Les promesses d’innovation à court terme ne suffiront pas à faire de la recherche un investissement national

La COVID-19 a rendu le milieu universitaire très réactif, mais la recherche prend du temps.

10 juin 2020
policy practice_research collab

Au cours des derniers mois, nous avons vu les organismes de financement canadiens, les universités et les chercheurs réagir avec vigueur à la pandémie de COVID-19. Les bailleurs de fonds et les universités ont établi de nouveaux mécanismes de financement, les laboratoires de recherche se sont réorientés pour répondre aux besoins pressants, les experts de tout le pays se sont mis à échanger et à diffuser de l’information et les universitaires ont activement communiqué avec le public par différents moyens. Voilà qui témoigne d’un système de recherche efficace et réactif.

Mais ce système pourrait bien être mis à rude épreuve dans les prochaines années, selon la ligne de pensée que les dirigeants politiques adopteront à l’égard des budgets de recherche nationaux. Les dépenses en recherche seront-elles considérées comme superflues (en raison de la dette publique), ou comme un des nombreux investissements nécessaires à la reprise économique?

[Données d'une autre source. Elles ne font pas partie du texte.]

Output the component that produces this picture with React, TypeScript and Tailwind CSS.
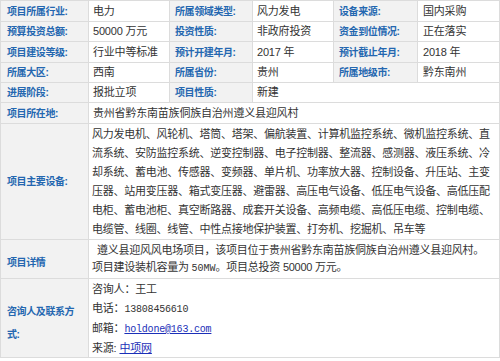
const sans = "font-['Liberation_Sans','Noto_Sans_CJK_SC',sans-serif]";

const labelCls =
  "bg-[#f2f2f2] flex items-center pl-[5px] text-[10px] font-bold tracking-[-0.4px] text-[#2467b0] whitespace-nowrap overflow-hidden";
const valueCls =
  "bg-white flex items-center pl-[4px] text-[11px] tracking-[-0.2px] text-[#333] whitespace-nowrap overflow-hidden";

const equipment = [
  "风力发电机、风轮机、塔筒、塔架、偏航装置、计算机监控系统、微机监控系统、直",
  "流系统、安防监控系统、逆变控制器、电子控制器、整流器、感测器、液压系统、冷",
  "却系统、蓄电池、传感器、变频器、单片机、功率放大器、控制设备、升压站、主变",
  "压器、站用变压器、箱式变压器、避雷器、高压电气设备、低压电气设备、高低压配",
  "电柜、蓄电池柜、真空断路器、成套开关设备、高频电缆、高低压电缆、控制电缆、",
  "电缆管、线圈、线管、中性点接地保护装置、打夯机、挖掘机、吊车等",
];

function Label({ children, className = "" }: { children: React.ReactNode; className?: string }) {
  return <div className={`${labelCls} ${className}`}>{children}</div>;
}

function Value({ children, className = "" }: { children: React.ReactNode; className?: string }) {
  return <div className={`${valueCls} ${className}`}>{children}</div>;
}

export default function App() {
  return (
    <div className={`w-[500px] h-[361px] bg-white ${sans}`}>
      <div className="grid grid-cols-[87px_80px_82px_80px_83px_81px] grid-rows-[20px_19px_20px_19px_19px_20px_115px_38px_78px] gap-px p-px bg-[#dcdcdc] w-[500px]">
        <Label className="pl-[6px]">项目所属行业:</Label>
        <Value className="pl-[3px]">电力</Value>
        <Label>所属领域类型:</Label>
        <Value>风力发电</Value>
        <Label className="pl-[4px]">设备来源:</Label>
        <Value className="pl-[5px]">国内采购</Value>

        <Label className="pl-[6px]">预算投资总额:</Label>
        <Value className="pl-[3px]">50000 万元</Value>
        <Label>投资性质:</Label>
        <Value>非政府投资</Value>
        <Label className="pl-[4px]">资金到位情况:</Label>
        <Value className="pl-[5px]">正在落实</Value>

        <Label className="pl-[6px]">项目建设等级:</Label>
        <Value className="pl-[3px]">行业中等标准</Value>
        <Label>预计开建年月:</Label>
        <Value>2017 年</Value>
        <Label className="pl-[4px]">预计截止年月:</Label>
        <Value className="pl-[5px]">2018 年</Value>

        <Label className="pl-[6px]">所属大区:</Label>
        <Value className="pl-[3px]">西南</Value>
        <Label>所属省份:</Label>
        <Value>贵州</Value>
        <Label className="pl-[4px]">所属地级市:</Label>
        <Value className="pl-[5px]">黔东南州</Value>

        <Label className="pl-[6px]">进展阶段:</Label>
        <Value className="pl-[3px]">报批立项</Value>
        <Label>项目性质:</Label>
        <Value className="col-span-3">新建</Value>

        <Label className="pl-[6px]">项目所在地:</Label>
        <Value className="col-span-5 pl-[3px]">贵州省黔东南苗族侗族自治州遵义县迎风村</Value>

        <Label className="pl-[6px]">项目主要设备:</Label>
        <div className="col-span-5 bg-white pl-[3px] pt-[1px] text-[11px] tracking-[-0.25px] leading-[19px] text-[#333] flex flex-col justify-center">
          {equipment.map((line) => (
            <div key={line} className="whitespace-nowrap">
              {line}
            </div>
          ))}
        </div>

        <Label className="pl-[6px] pt-[6px]">项目详情</Label>
        <div className="col-span-5 bg-white pl-[3px] text-[11px] tracking-[-0.25px] leading-[17px] text-[#333] flex flex-col justify-center">
          <div className="whitespace-nowrap pl-[5px]">
            遵义县迎风风电场项目，该项目位于贵州省黔东南苗族侗族自治州遵义县迎风村。
          </div>
          <div className="whitespace-nowrap">
            项目建设装机容量为 <span className="font-['Liberation_Mono',monospace] text-[10px] tracking-normal">50MW</span>。项目总投资 50000 万元。
          </div>
        </div>

        <div className="bg-[#f2f2f2] flex flex-col justify-center pl-[6px] pt-[10px] text-[10px] font-bold tracking-[-0.4px] leading-[23px] text-[#2467b0]">
          <div>咨询人及联系方</div>
          <div>式:</div>
        </div>
        <div className="col-span-5 bg-white pl-[3px] pt-[1px] text-[11px] tracking-[-0.2px] leading-[19px] text-[#333] flex flex-col justify-center">
          <div>咨询人：王工</div>
          <div>
            电话：<span className="font-['Liberation_Mono',monospace] text-[10px] tracking-[-0.2px]">13808456610</span>
          </div>
          <div>
            邮箱：
            <a className="font-['Liberation_Mono',monospace] text-[10px] tracking-[-0.2px] text-[#1b2fb8] underline">
              holdone@163.com
            </a>
          </div>
          <div>
            来源:<a className="ml-[3px] text-[#1b2fb8] underline">中项网</a>
          </div>
        </div>
      </div>
    </div>
  );
}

Dans les prochaines années, l’amortissement des déficits et la réduction de la dette pourraient perturber plusieurs secteurs et dossiers stratégiques. Parallèlement, les gouvernements devront malgré tout prendre des mesures vigoureuses pour protéger les personnes les plus vulnérables de la société, qui seront probablement les plus touchées par la récession à laquelle nous nous attendons à court terme. Les dépenses non liées au maintien de soins de santé efficaces, à la reprise de l’activité économique et à la réduction du chômage deviendront secondaires.

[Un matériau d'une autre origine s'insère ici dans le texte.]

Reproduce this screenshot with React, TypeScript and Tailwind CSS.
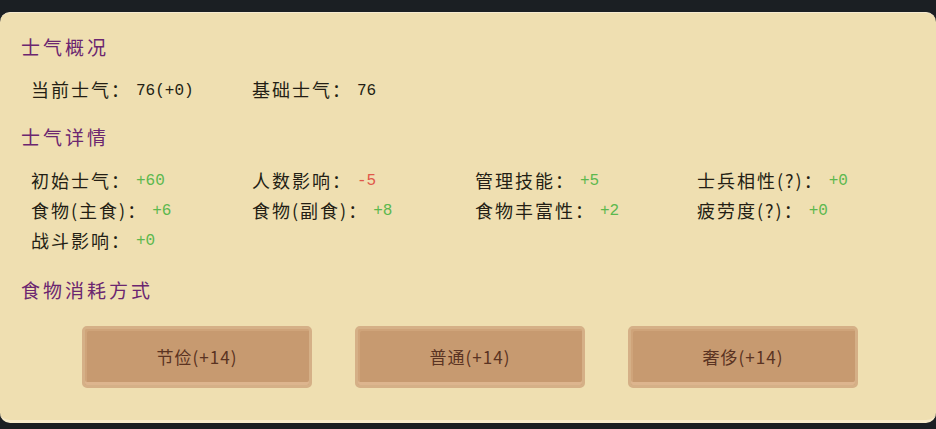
type Stat = {
  label: string;
  value: string;
  tone?: "up" | "down" | "plain";
};

const overview: Stat[] = [
  { label: "当前士气：", value: "76(+0)", tone: "plain" },
  { label: "基础士气：", value: "76", tone: "plain" },
];

const details: Stat[] = [
  { label: "初始士气：", value: "+60", tone: "up" },
  { label: "人数影响：", value: "-5", tone: "down" },
  { label: "管理技能：", value: "+5", tone: "up" },
  { label: "士兵相性(?)：", value: "+0", tone: "up" },
  { label: "食物(主食)：", value: "+6", tone: "up" },
  { label: "食物(副食)：", value: "+8", tone: "up" },
  { label: "食物丰富性：", value: "+2", tone: "up" },
  { label: "疲劳度(?)：", value: "+0", tone: "up" },
  { label: "战斗影响：", value: "+0", tone: "up" },
];

const rations = ["节俭(+14)", "普通(+14)", "奢侈(+14)"];

const cjk = { fontFamily: '"Noto Sans CJK SC", "Noto Sans", sans-serif' };
const mono = { fontFamily: '"Liberation Mono", "DejaVu Sans Mono", monospace' };

function StatItem({ stat }: { stat: Stat }) {
  const color =
    stat.tone === "up"
      ? "text-[#5cb84e]"
      : stat.tone === "down"
        ? "text-[#e0574a]"
        : "text-[#231e14]";
  return (
    <div className="flex items-center whitespace-nowrap">
      <span className="text-[18px] tracking-[2px] text-[#231e14]">{stat.label}</span>
      <span className={`ml-[5px] mt-[2px] text-[16px] ${color}`} style={mono}>
        {stat.value}
      </span>
    </div>
  );
}

function Heading({ children }: { children: string }) {
  return <h2 className="h-[24px] text-[19px] leading-[24px] tracking-[3px] text-[#6b2670]">{children}</h2>;
}

export default function App() {
  return (
    <div className="h-[429px] w-[936px] bg-[#1b1f23] pt-[12px]" style={cjk}>
      <div className="h-[411px] rounded-[10px] border-t border-b-[3px] border-t-[#f6ead0] border-b-[#f8eccb] bg-[#efdfb1] pl-[21px] pt-[22px]">
        <Heading>士气概况</Heading>
        <div className="mt-[17px] grid h-[24px] grid-cols-[221px_223px_222px_1fr] items-center pl-[10px]">
          {overview.map((s) => (
            <StatItem key={s.label} stat={s} />
          ))}
        </div>

        <div className="mt-[25px]">
          <Heading>士气详情</Heading>
        </div>
        <div className="mt-[16px] grid grid-cols-[221px_223px_222px_1fr] auto-rows-[30px] items-center pl-[10px]">
          {details.map((s) => (
            <StatItem key={s.label} stat={s} />
          ))}
        </div>

        <div className="mt-[23px]">
          <Heading>食物消耗方式</Heading>
        </div>
        <div className="mt-[24px] flex justify-center gap-[43px] pr-[17px]">
          {rations.map((r) => (
            <button
              key={r}
              className="flex h-[62px] w-[230px] items-center justify-center rounded-[5px] border-[3px] border-[#d5b087] bg-[#c79a70] text-[17px] tracking-[1px] text-[#5a3322] shadow-[inset_0_-3px_0_#ddb58e,inset_2px_2px_0_#cfa47a]"
            >
              {r}
            </button>
          ))}
        </div>
      </div>
    </div>
  );
}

Dans un tel scénario, il faudra bien plus que des promesses d’innovation pour promouvoir la recherche en tant qu’investissement national. L’idée selon laquelle les gouvernements doivent financer la science pour ouvrir la voie aux avancées technologiques est depuis longtemps surutilisée et trop simplifiée. Alors que le monde entier attend avec impatience un vaccin contre la COVID-19, les dirigeants universitaires et la communauté scientifique pourraient être tentés de simplement faire valoir leur rôle à cet égard.

Les percées ponctuelles du milieu de la recherche quant aux nouveaux traitements et appareils médicaux visant à contrer la pandémie sont encourageantes, mais elles ne représentent en rien la réalité de la recherche universitaire dans son ensemble. Pas plus qu’elles ne représentent un modèle réaliste de l’importance des investissements en recherche pour la société.

La science n’est pas une unité d’intervention tactique. Fondamentalement, la recherche universitaire est un exercice à long terme et son pouvoir réside dans la production cumulative de connaissances et dans la formation avancée qu’acquièrent les étudiants et les chercheurs postdoctoraux. De temps en temps, elle donne naissance à une innovation utile, mais le plus souvent, elle ne permet que de mieux comprendre certains phénomènes naturels et sociaux en permettant aux étudiants d’acquérir des compétences et de l’expérience. La recherche est avant tout un processus d’apprentissage.

La formation de « personnel hautement qualifié », comme on le dit dans les organismes scientifiques et stratégiques d’Ottawa, pourrait donc contribuer à faire valoir les dépenses en recherche comme un investissement dans les prochains budgets. Cette démarche tomberait non seulement à point sur le plan stratégique, mais elle irait aussi de pair avec une des priorités de longue date des organismes subventionnaires fédéraux.

Nous devons nous attendre à ce que les études aux cycles supérieurs gagnent en popularité dans les prochaines années, tant auprès des étudiants qui arrivent tout droit du premier cycle que des membres du grand public effectuant un retour aux études pour se perfectionner ou éviter le chômage. Ces étudiants auraient tout à gagner d’un financement adéquat de la recherche en milieu universitaire afin d’améliorer leurs perspectives d’emploi et d’apprentissage.

Il apparaît donc essentiel de faire rapidement place à l’essor probable des études aux cycles supérieurs dans le débat sur les politiques scientifiques. Mais il faudra aller au-delà du rôle important des organismes subventionnaires fédéraux qui consiste à verser les bourses dont bon nombre d’étudiants ont de toute évidence besoin pour obtenir leur diplôme. Tout dépendra plutôt de l’environnement d’apprentissage offert dans les départements universitaires ainsi que de la qualité et de l’ampleur des travaux de recherche auxquels les étudiants seront exposés.

Creso Sá est directeur du Centre d’études en enseignement supérieur canadien de l’Institut pédagogiques de l’Ontario (IEPO) de l’Université de Toronto.